### Stated problem
Starting at the first line of the data, please print exactly those lines through the one that holds "type Kind = 'audio'", omitting every picture.

++++++++++++++++++++

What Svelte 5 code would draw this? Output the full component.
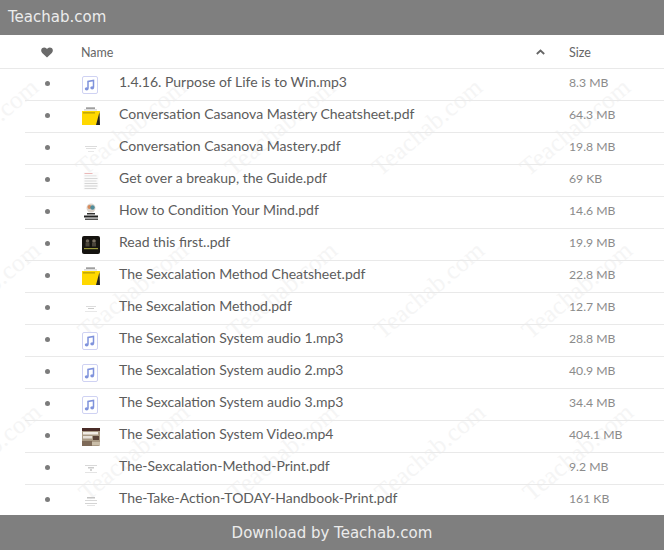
<script lang="ts">
	type Kind = 'audio' | 'yellow' | 'faintA' | 'faintB' | 'faintC' | 'faintD' | 'lines' | 'howto' | 'dark' | 'video';

	const files: { name: string; size: string; kind: Kind }[] = [
		{ name: '1.4.16. Purpose of Life is to Win.mp3', size: '8.3 MB', kind: 'audio' },
		{ name: 'Conversation Casanova Mastery Cheatsheet.pdf', size: '64.3 MB', kind: 'yellow' },
		{ name: 'Conversation Casanova Mastery.pdf', size: '19.8 MB', kind: 'faintA' },
		{ name: 'Get over a breakup, the Guide.pdf', size: '69 KB', kind: 'lines' },
		{ name: 'How to Condition Your Mind.pdf', size: '14.6 MB', kind: 'howto' },
		{ name: 'Read this first..pdf', size: '19.9 MB', kind: 'dark' },
		{ name: 'The Sexcalation Method Cheatsheet.pdf', size: '22.8 MB', kind: 'yellow' },
		{ name: 'The Sexcalation Method.pdf', size: '12.7 MB', kind: 'faintB' },
		{ name: 'The Sexcalation System audio 1.mp3', size: '28.8 MB', kind: 'audio' },
		{ name: 'The Sexcalation System audio 2.mp3', size: '40.9 MB', kind: 'audio' },
		{ name: 'The Sexcalation System audio 3.mp3', size: '34.4 MB', kind: 'audio' },
		{ name: 'The Sexcalation System Video.mp4', size: '404.1 MB', kind: 'video' },
		{ name: 'The-Sexcalation-Method-Print.pdf', size: '9.2 MB', kind: 'faintC' },
		{ name: 'The-Take-Action-TODAY-Handbook-Print.pdf', size: '161 KB', kind: 'faintD' }
	];

	// watermark grid, x/y is where each word starts
	const marks: { x: number; y: number }[] = [];
	[
		[180, 0],
		[343, 1.5],
		[505, 3]
	].forEach(([y, shift]) => {
		[-61, 87, 236, 383, 531].forEach((x) => marks.push({ x: x + shift, y }));
	});
</script>

<div class="page">
	<header class="bar top">Teachab.com</header>

	<main class="list">
		<div class="marks" aria-hidden="true">
			{#each marks as m}
				<span class="mark" style="left: {m.x}px; top: {m.y - 35}px">Teachab.com</span>
			{/each}
		</div>

		<div class="row head">
			<span class="fav">
				<svg width="12" height="11" viewBox="0 0 12 11">
					<path
						d="M6 10.600 1.200 5.900C-.2 4.500-.1 2.400 1 1.300 2.200.1 4.200.1 5.300 1.300L6 2l.7-.7c1.100-1.200 3.100-1.200 4.300 0 1.100 1.100 1.200 3.200-.2 4.600z"
						fill="#6a6a6a"
					/>
				</svg>
			</span>
			<span class="col-name">Name</span>
			<span class="sort">
				<svg width="9" height="6" viewBox="0 0 9 6">
					<path d="M.8 5 4.500 1.500 8.200 5" fill="none" stroke="#666" stroke-width="1.800" />
				</svg>
			</span>
			<span class="col-size">Size</span>
		</div>

		{#each files as file}
			<div class="row item">
				<span class="fav"><i class="dot"></i></span>
				<span class="thumb" class:soft={file.kind !== 'audio'}>
					<svg width="20" height="20" viewBox="0 0 20 20">
						{#if file.kind === 'audio'}
							<rect x="1.500" y="1.500" width="15" height="17" rx="1.500" fill="#fff" stroke="#cfd2f3" />
							<path
								d="M7 13.500V6.500l5.500-1v7"
								fill="none"
								stroke="#7f92dc"
								stroke-width="1.500"
							/>
							<ellipse cx="5.700" cy="13.800" rx="1.900" ry="1.600" fill="#7f92dc" />
							<ellipse cx="11.200" cy="12.800" rx="1.900" ry="1.600" fill="#7f92dc" />
						{:else if file.kind === 'yellow'}
							<rect x="5" y="0.500" width="9" height="1.200" fill="#777" />
							<rect x="3" y="2.500" width="13" height="0.800" fill="#bbb" />
							<path d="M1 4h18l-1.500 14H1z" fill="#ffd800" />
							<path d="M18.500 5 19 18h-4z" fill="#222" />
							<rect x="2" y="5.500" width="12" height="0.800" fill="#8a7a10" />
						{:else if file.kind === 'lines'}
							<rect x="2.500" y="1" width="15" height="18" fill="#fbfbfb" />
							<rect x="3.500" y="2" width="8" height="0.800" fill="#e8a8a8" />
							<rect x="3.500" y="4.500" width="12" height="0.800" fill="#dcdcdc" />
							<rect x="3.500" y="7" width="13" height="1" fill="#d8d8d8" />
							<rect x="3.500" y="9.500" width="12" height="1" fill="#dcdcdc" />
							<rect x="3.500" y="12" width="13" height="1" fill="#d6d6d6" />
							<rect x="3.500" y="14.500" width="13" height="1" fill="#d0d0d0" />
							<rect x="3.500" y="17" width="12" height="1" fill="#d8d8d8" />
						{:else if file.kind === 'howto'}
							<circle cx="10" cy="5" r="4.500" fill="#dcd4cc" />
							<circle cx="8.500" cy="4" r="2" fill="#d88a5a" />
							<circle cx="11.500" cy="4.500" r="2.200" fill="#4f8d9c" />
							<rect x="6" y="10" width="8" height="1.500" fill="#333" />
							<rect x="3" y="12.500" width="14" height="2" fill="#222" />
							<rect x="4" y="15.500" width="13" height="1.500" fill="#555" />
						{:else if file.kind === 'dark'}
							<rect x="1" y="1" width="18" height="18" rx="2" fill="#15130f" />
							<circle cx="6.500" cy="6" r="1.800" fill="#6f675a" />
							<circle cx="13" cy="6" r="1.800" fill="#7d7364" />
							<rect x="4.500" y="7.500" width="4" height="4" fill="#4a443a" />
							<rect x="11" y="7.500" width="4" height="4" fill="#4a443a" />
							<rect x="3" y="13" width="14" height="1.200" fill="#9c9a3a" />
						{:else if file.kind === 'video'}
							<rect x="1" y="1" width="18" height="18" rx="1.500" fill="#a99a84" />
							<rect x="1" y="1" width="18" height="3" fill="#4a2c28" />
							<rect x="2" y="5" width="15" height="2.500" fill="#f1ece4" />
							<rect x="2" y="9" width="9" height="2.500" fill="#e6e0d8" />
							<rect x="12" y="9" width="6" height="4" fill="#5a4438" />
							<rect x="1" y="14" width="10" height="5" fill="#7e6a58" />
							<rect x="11" y="15" width="8" height="3" fill="#c9bda8" />
						{:else if file.kind === 'faintA'}
							<rect x="4" y="7" width="12" height="1" fill="#dcdcdc" />
							<rect x="5" y="9" width="10" height="1" fill="#e0e0e0" />
							<rect x="7" y="12" width="6" height="1" fill="#e8e8e8" />
						{:else if file.kind === 'faintB'}
							<rect x="5" y="7" width="10" height="1" fill="#dcdcdc" />
							<rect x="7" y="9" width="6" height="1" fill="#cccccc" />
							<rect x="4" y="12" width="12" height="1" fill="#e8e8e8" />
						{:else if file.kind === 'faintC'}
							<rect x="4" y="6" width="12" height="1" fill="#d8d8d8" />
							<rect x="7" y="8" width="6" height="1.500" fill="#cccccc" />
							<rect x="9" y="10" width="2" height="2" fill="#d4d4d4" />
							<rect x="4" y="13" width="12" height="1" fill="#e4e4e4" />
						{:else}
							<rect x="6" y="6" width="8" height="1.500" fill="#c4c4c4" />
							<rect x="4" y="9" width="12" height="1" fill="#d8d8d8" />
							<rect x="4" y="12" width="12" height="1" fill="#d4d4d4" />
							<rect x="6" y="14" width="8" height="1" fill="#e4e4e4" />
						{/if}
					</svg>
				</span>
				<span class="name">{file.name}</span>
				<span class="size">{file.size}</span>
			</div>
		{/each}
	</main>

	<footer class="bar bottom">Download by Teachab.com</footer>
</div>

<style>
	:global(body) {
		margin: 0;
		background: #fff;
	}
	.page {
		width: 664px;
		height: 550px;
		overflow: hidden;
		display: flex;
		flex-direction: column;
		font-family: Lato, 'Liberation Sans', sans-serif;
	}
	.bar {
		background: #7f7f7f;
		color: #ececec;
		height: 35px;
		flex: none;
		display: flex;
		align-items: center;
		font-family: 'DejaVu Sans', sans-serif;
		font-size: 15px;
	}
	.top {
		padding-left: 8px;
		padding-bottom: 1px;
		box-sizing: border-box;
	}
	.bottom {
		justify-content: center;
		padding-top: 1px;
		box-sizing: border-box;
		position: relative;
		z-index: 2;
	}
	.list {
		flex: 1;
		min-height: 0;
		position: relative;
		overflow: hidden;
	}
	.marks {
		position: absolute;
		inset: 0;
		pointer-events: none;
	}
	.mark {
		position: absolute;
		transform-origin: 0 100%;
		transform: translateY(-100%) rotate(-40deg);
		font-family: 'Liberation Serif', serif;
		font-size: 25px;
		line-height: 1;
		letter-spacing: 0.3px;
		white-space: nowrap;
		color: #f5f5f5;
	}
	.row {
		position: relative;
		display: grid;
		grid-template-columns: 56px 38px 450px 1fr;
		align-items: center;
		box-sizing: border-box;
		margin-left: 25px;
		border-bottom: 1px solid #e9e9e9;
	}
	.head {
		height: 34px;
		margin-left: 0;
		padding-left: 25px;
		padding-top: 1px;
		grid-template-columns: 56px 450px 38px 1fr;
		font-size: 12.500px;
		color: #666;
	}
	.item {
		height: 32px;
		color: #666;
	}
	.fav {
		display: flex;
		justify-content: center;
		width: 44px;
	}
	.sort {
		display: flex;
		padding-left: 5px;
	}
	.dot {
		width: 5px;
		height: 5px;
		border-radius: 50%;
		background: #7c7c7c;
		margin-bottom: 2px;
	}
	.thumb {
		display: flex;
		height: 20px;
	}
	.soft svg {
		filter: blur(0.35px);
	}
	.name {
		font-size: 14px;
		color: #5c5c5c;
		padding-bottom: 7px;
		white-space: nowrap;
	}
	.size {
		font-size: 12.200px;
		color: #8b8b8b;
		padding-bottom: 5px;
		white-space: nowrap;
	}
</style>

++++++++++++++++++++

### Result for this task
What Svelte 5 code would draw this? Output the full component.
<script lang="ts">
	type Kind = 'audio' | 'yellow' | 'faintA' | 'faintB' | 'faintC' | 'faintD' | 'lines' | 'howto' | 'dark' | 'video';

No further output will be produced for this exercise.